NCIMB marks 70 years

Tuesday 4 August

Aberdeen-based microbiology, analytical services, and biological material storage company NCIMB recently marked a significant anniversary.

Seventy years ago, on the 1st of July 1950, the creation of a National Collection of Industrial Bacteria was announced in the journal Nature. The collection took over the non-pathogenic cultures held by the UK’s National Collection of Type Cultures and was reported to be giving “particular emphasis” to assay organisms.  This collection went on to merge with the National Collections of Marine and then Food bacteria to create the culture collection that NCIMB Ltd curates today – the National Collection of Industrial, Food and Marine Bacteria.

It sounds like an eclectic mix, but the name is now more of a reflection of our history than a description of what our culture collection currently includes.

Back in 1950, it was reported that the culture collection, which “housed some 350 types”, would become more representative of the needs of industry by obtaining cultures from other laboratories in Great Britain and abroad. The collection has certainly grown, and now includes thousands of strains isolated by scientists around the world, from all kinds of environments. This includes not only marine environments and foodstuffs, but also soil and freshwater, as well as the extreme environments that can be a particularly rich source of industrially useful enzymes. Recent additions to the collection have even included several novel species of human gut bacteria.

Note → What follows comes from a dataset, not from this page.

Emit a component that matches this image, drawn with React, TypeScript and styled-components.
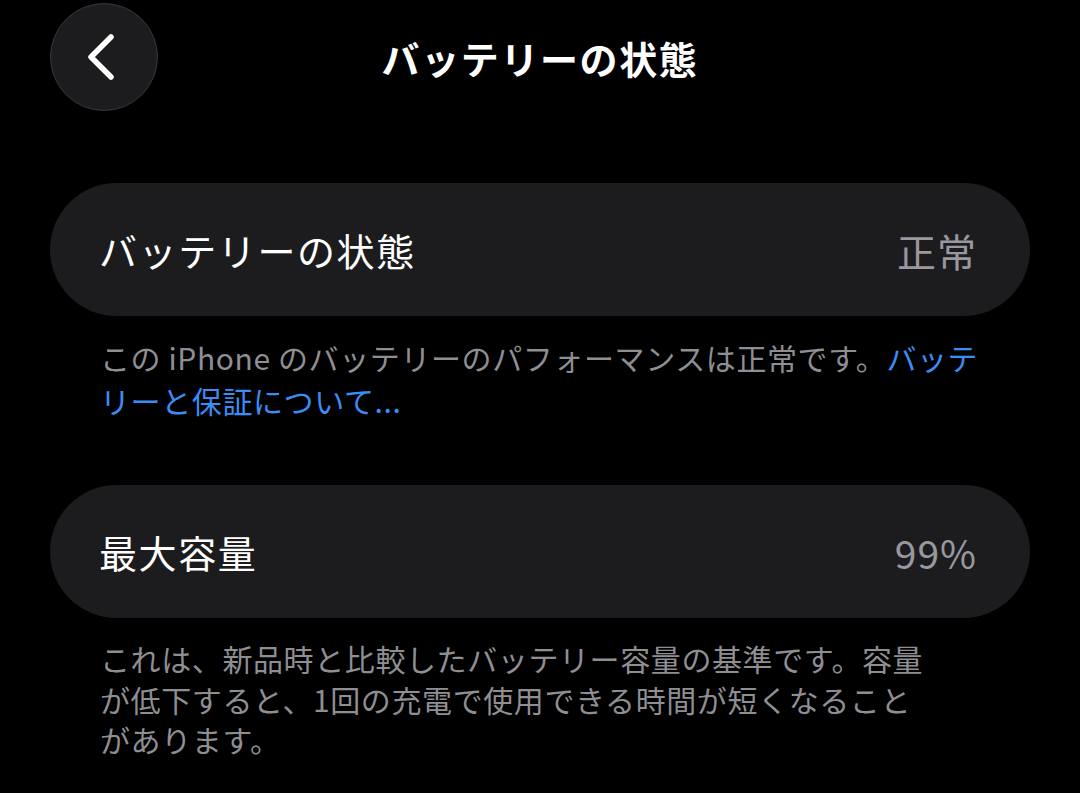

So seventy years on, our culture collection is still growing and developing in order to provide a vital service for researchers and industry – maintaining a genetic resource for the future as well as supplying the cultures that are needed today for research projects and routine testing.

And although, the culture collection is now just one element of NCIMB Ltd, which has grown to offer a range of services including next generation sequencing, bioinformatics, microbial identification and storage, this unique resource will always be at the heart of our organisation.